Coming into the former Connacht man's first season at the helm in the summer of 2018, when it came to away rugby in Europe - ten losses in 13 games - the impression of his new side on their travels was that they couldn't beat heartburn with a packet of Rennies. Since though it's been a different story, winning on trips to Scarlets, Leicester, Bath and Harlequins.

After a surprising run to the European quarter-finals last year, another memorable away day last weekend would have edged the province to the verge of a home-quarter, a clear marker of continued progression in what to date has been an impressively swift rebuild.

Failure to do so, however, should not be viewed as a failure to progress. Not all losses are created equal and Ulster could - not should, but could - have secured a win in the Auvergne. In terms of results, this season may well yield nothing more than last season's away quarter-final defeat in Europe and a last four reverse in the Pro14 yet we can say the team is getting better simply because they look like they are on the field...even if Saturday offered another reminder of the enduring gap to Europe's 'Big Five'.

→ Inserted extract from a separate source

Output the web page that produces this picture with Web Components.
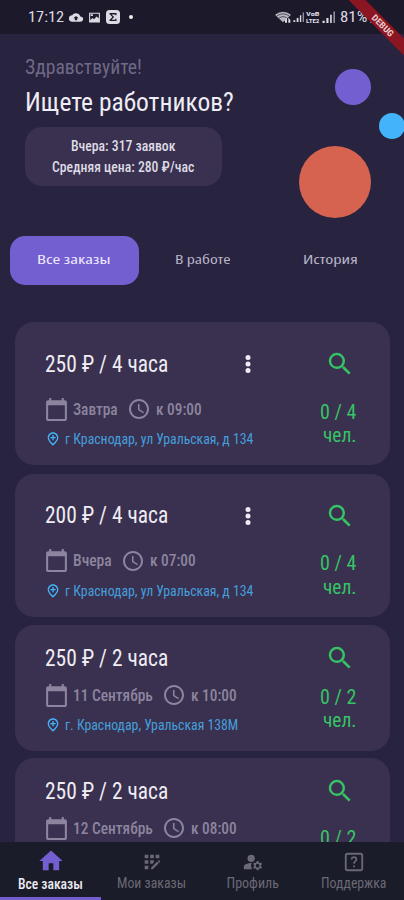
<!DOCTYPE html>
<html lang="ru">
<head>
<meta charset="utf-8">
<meta name="viewport" content="width=device-width">
<title>Все заказы</title>
<style>
html,body{margin:0;height:100%;overflow:hidden;background:#28233f}
body{font-family:"Roboto Condensed",Roboto,sans-serif}
</style>
</head>
<body>
<orders-app></orders-app>
<script>
const define = (name, html, setup) => customElements.define(name, class extends HTMLElement {
  connectedCallback() {
    if (this.shadowRoot) return;
    const root = this.attachShadow({ mode: 'open' });
    root.innerHTML = typeof html === 'function' ? html(this) : html;
    if (setup) setup(this, root);
  }
});

// Single line of condensed text fitted to the width given in "w".
define('fit-text', el => `<style>
  :host{display:block;flex:none;width:${el.getAttribute('w')}px;white-space:nowrap}
  span{display:inline-block;transform-origin:0 50%;font-stretch:75%}
</style><span>${el.getAttribute('text')}</span>`, (el, root) => {
  const s = root.querySelector('span');
  s.style.transform = `scaleX(${+el.getAttribute('w') / s.offsetWidth})`;
});

const icons = {
  calendar: '<path d="M20 3h-1V1h-2v2H7V1H5v2H4c-1.1 0-2 .9-2 2v16c0 1.1.9 2 2 2h16c1.1 0 2-.9 2-2V5c0-1.1-.9-2-2-2zm0 18H4V8h16v13z"/>',
  clock: '<path d="M12 2C6.5 2 2 6.500 2 12s4.500 10 10 10 10-4.500 10-10S17.500 2 12 2zm0 18c-4.400 0-8-3.600-8-8s3.600-8 8-8 8 3.600 8 8-3.600 8-8 8zm.5-13H11v6l5.200 3.200.8-1.300-4.500-2.700V7z"/>',
  pin: '<path d="M12 2c-4.200 0-8 3.200-8 8.200 0 3.300 2.700 7.200 8 11.800 5.300-4.600 8-8.500 8-11.800C20 5.200 16.200 2 12 2zm0 17.300c-4.100-3.800-6-6.800-6-9.100C6 6.600 8.600 4 12 4s6 2.600 6 6.200c0 2.300-1.900 5.300-6 9.100z" fill-rule="evenodd"/><path d="M11 6h2v3h3v2h-3v3h-2v-3H8V9h3z"/>',
  search: '<path d="M15.500 14h-.79l-.28-.27A6.470 6.470 0 0 0 16 9.500 6.500 6.500 0 1 0 9.500 16c1.610 0 3.090-.59 4.230-1.570l.27.28v.79l5 4.990L20.490 19l-4.990-5zm-6 0C7.010 14 5 11.990 5 9.500S7.010 5 9.500 5 14 7.010 14 9.500 11.990 14 9.500 14z"/>',
  more: '<circle cx="12" cy="5.500" r="2.500"/><circle cx="12" cy="12" r="2.500"/><circle cx="12" cy="18.500" r="2.500"/>',
  home: '<path d="M10 20v-6h4v6h5v-8h3L12 3 2 12h3v8z"/>',
  registration: '<path d="M10 4h4v4h-4zM4 16h4v4H4zM4 10h4v4H4zM4 4h4v4H4zM14 12.420V10h-4v4h2.420zM20.880 11.290l-1.170-1.170c-.16-.16-.42-.16-.58 0l-.88.88L20 12.750l.88-.88c.16-.16.16-.42 0-.58zM11 18.250V20h1.750l6.670-6.670-1.750-1.750zM16 4h4v4h-4z"/>',
  manage: '<circle cx="10" cy="8" r="4"/><path d="M10.670 13.020c-.22-.01-.44-.02-.67-.02-2.420 0-4.680.67-6.610 1.820C2.510 15.340 2 16.320 2 17.350V20h9.260a6.960 6.960 0 0 1-.59-6.980z"/><path fill-rule="evenodd" d="m20.750 16-.06-.63 1.140-1.010-1-1.730-1.450.49c-.32-.27-.68-.48-1.080-.63L18 11h-2l-.3 1.490c-.4.15-.76.36-1.080.63l-1.450-.49-1 1.730 1.140 1.010-.06.630.06.630-1.140 1.010 1 1.730 1.450-.49c.32.27.68.48 1.080.63L16 21h2l.3-1.490c.4-.15.76-.36 1.080-.63l1.450.49 1-1.730-1.140-1.010zM17 18a2 2 0 1 1 0-4 2 2 0 0 1 0 4z"/>',
  help: '<path fill-rule="evenodd" d="M5 2h14q3 0 3 3v14q0 3-3 3H5q-3 0-3-3V5q0-3 3-3zm0 2q-1 0-1 1v14q0 1 1 1h14q1 0 1-1V5q0-1-1-1z"/><path d="M8.400 9.300c0-2.200 1.600-3.500 3.600-3.500s3.600 1.300 3.600 3.200c0 2.500-2.700 2.700-2.700 5h-1.800c0-3.200 2.500-3.200 2.500-5 0-.9-.7-1.500-1.600-1.500s-1.700.6-1.700 1.800zM11 15.700h2v2h-2z"/>',
  cloud: '<path fill-rule="evenodd" d="M19.400 10A7.500 7.500 0 0 0 5.400 8 6 6 0 0 0 6 20h13a5 5 0 0 0 .4-10zM12 9l4.500 4.500H14V17h-4v-3.500H7.500z"/>',
  image: '<path fill-rule="evenodd" d="M2 3h20v18H2zm2 2v12l4-4 3 2 5-5 4 4V5zM5 6h4v3H5z"/>',
  sigma: '<path fill-rule="evenodd" d="M6 0h12q6 0 6 6v12q0 6-6 6H6q-6 0-6-6V6q0-6 6-6zm0 5v2l5 5-5 5v2h12v-4h-2v1.500H9.500L14 12 9.500 7.500H16V9h2V5z"/>',
  wifi: '<path d="M12 21 0 8q12-10 24 0z" opacity=".8"/><path d="M3 10q9-7 18 0M6 13.500q6-5 12 0" fill="none" stroke="#1c192b" stroke-width="1"/><path d="M15 22v-5l3-4v9zM20 22v-9l3 4v5z"/>',
  signal: '<path d="M1 18h4v4H1zM8 13h4v9H8zM15 7h3v15h-3z"/><path d="M21 1h3v21h-3z" opacity=".6"/>',
  battery: '<path fill-rule="evenodd" d="M8 0h8v3h4v21H4V3h4zM12 8l-4 7h3v5l5-8h-4z"/>'
};
define('app-icon', el => { const s = el.getAttribute('size'); return `<style>
  :host{display:block;flex:none;width:${s}px;height:${el.getAttribute('h') || s}px} svg{display:block;width:100%;height:100%}
</style><svg viewBox="0 0 24 24" fill="currentColor" preserveAspectRatio="none">${icons[el.getAttribute('name')]}</svg>`; });

define('status-bar', `<style>
  :host{display:flex;height:34px;box-sizing:border-box;padding:0 26px 0 28px;align-items:center;background:#1c192b;color:#dddae4;font-size:15px;line-height:34px;position:relative;overflow:hidden}
  .l,.r{display:flex;align-items:center}.l{gap:5px;flex:1}.r{gap:2px}
  .dot{width:4px;height:4px;border-radius:50%;background:#eee;margin-left:4px}
  .v{font:700 6px/7px Roboto,sans-serif}
</style>
<div class="l"><fit-text w="36" text="17:12"></fit-text><app-icon name="cloud" size="14" h="13"></app-icon><app-icon name="image" size="13"></app-icon><app-icon name="sigma" size="14"></app-icon><i class="dot"></i></div>
<div class="r"><app-icon name="wifi" size="16" h="14"></app-icon><app-icon name="signal" size="11"></app-icon><div class="v"><fit-text w="14" text="VoB"></fit-text><fit-text w="14" text="LTE2"></fit-text></div><app-icon name="signal" size="13"></app-icon><fit-text style="margin-left:3px" w="27" text="81%"></fit-text><app-icon name="battery" size="9" h="12"></app-icon></div>`);

define('debug-ribbon', `<style>
  :host{position:absolute;right:0;top:0;width:60px;height:60px;overflow:hidden}
  div{position:absolute;left:-18px;top:13px;width:100px;height:12px;background:#8b1520;transform:rotate(45deg);display:flex;justify-content:center;font:700 9px/12px Roboto,sans-serif;color:#e9c9ce}
  fit-text{margin-left:19px}
</style><div><fit-text w="27" text="DEBUG"></fit-text></div>`);

define('page-hero', `<style>
  :host{display:block;height:202px;padding:0 25px;position:relative}
  .hi{font-size:20px;line-height:24px;padding-top:21px;color:#6f6985}
  .q{font-size:26px;line-height:32px;padding-top:7px;color:#eeecf4}
  .chip{width:197px;height:59px;box-sizing:border-box;padding:9px 2px 0 0;border-radius:17px;background:#39314f;margin-top:9px;display:flex;flex-direction:column;align-items:center;font-size:14px;font-weight:500;line-height:21px;color:#dedbe5}
  i{position:absolute;border-radius:50%}
  .a{left:335px;top:35px;width:36px;height:36px;background:#745fd0}
  .b{left:379px;top:79px;width:26px;height:26px;background:#43b4fb}
  .c{left:299px;top:112px;width:72px;height:72px;background:#d6634f}
</style>
<div class="hi"><fit-text w="117" text="Здравствуйте!"></fit-text></div>
<div class="q"><fit-text w="209" text="Ищете работников?"></fit-text></div>
<div class="chip"><fit-text w="104" text="Вчера: 317 заявок"></fit-text><fit-text w="142" text="Средняя цена: 280 ₽/час"></fit-text></div>
<i class="a"></i><i class="b"></i><i class="c"></i>`);

define('order-tabs', `<style>
  :host{display:grid;grid-template-columns:129px 127px 128px;height:49px;padding-left:10px;font:500 13px/47px "Open Sans","Noto Sans",sans-serif;color:#b9b4c9}
  div{display:flex;justify-content:center;border-radius:15px}
  .on{background:#745fd0;color:#eeeaff;box-sizing:border-box;padding-right:1px}
</style><div class="on"><fit-text w="74" text="Все заказы"></fit-text></div><div><fit-text w="56" text="В работе"></fit-text></div><div><fit-text w="55" text="История"></fit-text></div>`);

define('order-card', el => { const a = n => el.getAttribute(n), big = el.hasAttribute('menu'), low = +a('drop') || 0; return `<style>
  :host{display:flex;flex:none;box-sizing:border-box;height:${big ? 143 : 126}px;border-radius:19px;background:#39314f;padding:${big ? 28 : 19}px 34px 0 30px}
  .m{flex:1}
  .t{display:flex;justify-content:space-between;height:28px;align-items:center;font-size:23px;line-height:28px;color:#efecf4;padding-right:58px}
  .t fit-text{padding-top:1px}
  .d{display:flex;height:24px;align-items:center;margin:${big ? 19 : 11}px 0 0 -1px;font-size:16px;line-height:24px;font-weight:500;color:#8d859f}
  .d fit-text{margin-left:4px;padding-top:1px}.d fit-text+app-icon{margin-left:9px}.d app-icon+fit-text:last-child{margin-left:5px}
  .p{display:flex;height:16px;align-items:center;margin-top:10px;font-size:14px;line-height:16px;color:#459fdc;gap:4px}
  .p app-icon{color:#43b4fb}
  .r{width:38px;display:flex;flex-direction:column;align-items:flex-end;color:#37c365;font-size:20px;line-height:23px}
  .s{height:28px;display:flex;align-items:center;margin:0 1px ${(big ? 22 : 13) + low}px 0}
  .r fit-text{padding-top:.5px}
</style>
<div class="m"><div class="t"><fit-text w="123" text="${a('price')}"></fit-text>${big ? '<app-icon name="more" size="24"></app-icon>' : ''}</div>
<div class="d"><app-icon name="calendar" size="25" h="25"></app-icon><fit-text w="${a('dw')}" text="${a('date')}"></fit-text><app-icon name="clock" size="24"></app-icon><fit-text w="46" text="${a('time')}"></fit-text></div>
${a('address') ? `<div class="p"><app-icon name="pin" size="16"></app-icon><fit-text w="${a('aw')}" text="${a('address')}"></fit-text></div>` : ''}</div>
<div class="r"><div class="s"><app-icon name="search" size="30"></app-icon></div><fit-text w="36" text="${a('count')}"></fit-text>${a('address') ? '<fit-text w="33" text="чел."></fit-text>' : ''}</div>`; });

define('nav-item', el => `<style>
  :host{display:flex;flex-direction:column;align-items:center;box-sizing:border-box;height:58px;padding-top:${el.hasAttribute('active') ? 5 : 9}px;color:#6a6975;font-size:14px;line-height:17px}
  :host([active]){box-shadow:inset 0 -3px #745fd0;color:#eeecf4;font-weight:500}
  :host([active]) app-icon{color:#745fd0}
  fit-text{margin-top:${el.hasAttribute('active') ? 1 : 2}px}
</style><app-icon name="${el.getAttribute('icon')}" size="${el.hasAttribute('active') ? 28 : 22}"></app-icon><fit-text w="${el.getAttribute('w')}" text="${el.getAttribute('label')}"></fit-text>`);

define('bottom-nav', `<style>
  :host{display:grid;grid-template-columns:repeat(4,1fr);height:58px;flex:none;background:#1b1c29}
</style><nav-item active icon="home" w="65" label="Все заказы"></nav-item><nav-item icon="registration" w="69" label="Мои заказы"></nav-item><nav-item icon="manage" w="52" label="Профиль"></nav-item><nav-item icon="help" w="65" label="Поддержка"></nav-item>`);

define('orders-app', `<style>
  :host{display:flex;flex-direction:column;height:900px;width:404px;background:#28233f;position:relative;overflow:hidden}
  .list{flex:1;min-height:0;overflow:hidden;display:flex;flex-direction:column;gap:8.5px;padding:37px 14px 0 15px}
  order-card:last-child{margin-top:-1.5px}
</style>
<status-bar></status-bar><page-hero></page-hero><order-tabs></order-tabs>
<div class="list">
<order-card menu price="250 ₽ / 4 часа" date="Завтра" dw="45" time="к 09:00" aw="188" address="г Краснодар, ул Уральская, д 134" count="0 / 4"></order-card>
<order-card menu price="200 ₽ / 4 часа" date="Вчера" dw="39" time="к 07:00" aw="188" address="г Краснодар, ул Уральская, д 134" count="0 / 4"></order-card>
<order-card price="250 ₽ / 2 часа" date="11 Сентябрь" dw="80" time="к 10:00" aw="173" address="г. Краснодар, Уральская 138М" count="0 / 2"></order-card>
<order-card price="250 ₽ / 2 часа" date="12 Сентябрь" dw="80" time="к 08:00" count="0 / 2" drop="8"></order-card>
</div>
<bottom-nav></bottom-nav><debug-ribbon></debug-ribbon>`);
</script>
</body>
</html>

Quote of the Week: "That was a disgustingly dreadful performance. I apologise to everyone for that performance. It was a horrible game. I thought we were terrible. Anyone with any respect for the game would be horrified by that performance from both sides. I don’t need to say anything to the players, they’ve been apologising to each other. I don’t think we showed respect to the game or the opposition." It's fair to say Northampton's bonus-point win over Benetton on Sunday did not impress their coach Chris Boyd.

Number of the Week - 18: The frankly distressingly small number of years that Gloucester wing Louis Rees-Zammit has spent on this earth. Born three days shy of a full year AFTER Italy played their first ever Six Nations game, the youngster is being tipped for possible involvement in this year's championship for Wales. Whether he gets the call from Wayne Pivac or not, it's already been a memorable week for December's Premiership's Player of the Month, scoring a try and creating another against Montpellier on Saturday before getting a first senior contract from David Humphreys on Monday.

Player of the Week - Virimi Vakatawa: 15 carries for 107 metres, 11 defenders beaten, 3 clean breaks, and some out-of-this-world offloads, Fijian-born, French international Virimi Vakatawa had himself a day against Munster.